Foi ainda membro destacado do Partido Legitimista, a que presidiu, tendo sido também colaborador assíduo de A Nação, o jornal afecto aos partidários do exilado Rei, que o foi de jure e de facto, D. Miguel I. Professando uma tal ideologia política, simpatizava com o carlismo que, em Espanha, defendia os mesmos princípios absolutistas.
Como é sabido, em Portugal, com a morte sem geração de el-Rei D. Manuel II, extinguiu-se o ramo primogénito da família de Bragança. Por este motivo, depois de revogada a lei do banimento, veio a suceder na chefia da Casa Real o representante do ramo miguelista, o actual Duque de Bragança que, por linha materna, também descende de D. Pedro IV. Curiosamente, em Espanha aconteceu o contrário: devido à extinção do ramo carlista, a sua representação reverteu para a linha primogénita e, por isso, o monarca emérito se chama Juan, como seu pai, e Carlos, porque nele recaiu a chefia do ramo carlista.
A militância legitimista do director da Companhia das Águas explica a relação que o escritor estabelece, não sem divertida ironia, entre a sua falta de água e o avanço dos carlistas em Espanha.
Sem mais preâmbulos e em homenagem ao seu genial autor, aqui se transcreve, integralmente, a dita carta:
“Ilmo. e Exmo. Senhor Pinto Coelho,
digno director da Companhia das Águas de Lisboa
e digno membro do Partido Legitimista.
Dois factores igualmente importantes para mim me levam a dirigir a V. Ex.ª estas humildes regras [sic]: o primeiro a tomada de Cuenca e as últimas vitórias das forças carlistas sobre as tropas republicanas, em Espanha; o segundo é a falta de água na minha cozinha e no meu quarto de banho. Abundaram os carlistas e escassearam as águas, eis uma coincidência histórica que deve comover duplamente uma alma sobre a qual pesa, como na de V. Ex.ª, a responsabilidade da canalização e a do direito divino.
Se eu tiver a fortuna de exacerbar até às lágrimas a justa comoção de V. Ex.ª, que eu interponha o meu contador, Exmo. Senhor, que eu o interponha nas relações da sensibilidade de V. Ex.ª com o mundo externo! E que essas lágrimas benditas, de industrial e de político, caiam na minha banheira! E, pago este tributo aos nossos afectos, falemos um pouco, se V. Ex.ª o permite, dos nossos contratos.
Em virtude de um escrito, devidamente firmado por V. Ex.ª e por mim, temos nós – um para com o outro – certo número de direitos e encargos.

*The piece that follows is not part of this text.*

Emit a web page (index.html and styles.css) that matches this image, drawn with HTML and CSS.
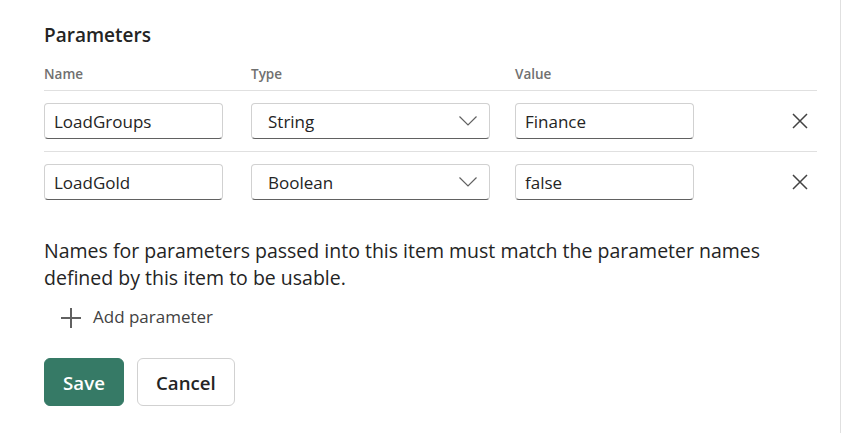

Eu obriguei-me para com V. Ex.ª a pagar a despesa de uma encanação, o aluguer de um contador e o preço da água que consumisse. V. Ex.ª, pela sua parte, obrigou-se para comigo a fornecer-me a água do meu consumo. V. Ex.ª forneceria, eu pagava. Faltamos evidentemente à fé deste contrato: eu, se não pagar, V. Ex.ª, se não fornecer. Se eu não pagar, V. Ex.ª faz isto: corta-me a canalização. Quando V. Ex.ª não fornecer, o que hei-de eu de fazer, Exmo. Senhor? É evidente que, para que o nosso contrato não seja inteiramente leonino, eu preciso no caso análogo àquele em que V. Ex.ª me cortaria a mim a canalização, de cortar alguma coisa a V.Ex.ª… Oh! E hei-de cortar-lha!… Eu não peço indemnização pela perda que estou sofrendo, eu não peço contas eu não peço explicações, eu chego a nem sequer pedir água! Não quero pôr a Companhia em dificuldades, não quero causar-lhe desgostos, nem prejuízos! Quero apenas esta pequena desafronta, bem simples e bem razoável perante o direito e a justiça distributiva: quero cortar uma coisa a V. Ex.ª! Rogo-lhe, Exmo. Senhor, a especial fineza de me dizer imediatamente, peremptoriamente, sem evasivas, nem tergiversações, qual é a coisa que, no mais santo uso do meu pleno direito, eu posso cortar a V. Ex.ª.
Tenho a honra de ser, De V. Ex.ª com muita consideração e com umas tesouras, Eça de Queiroz.”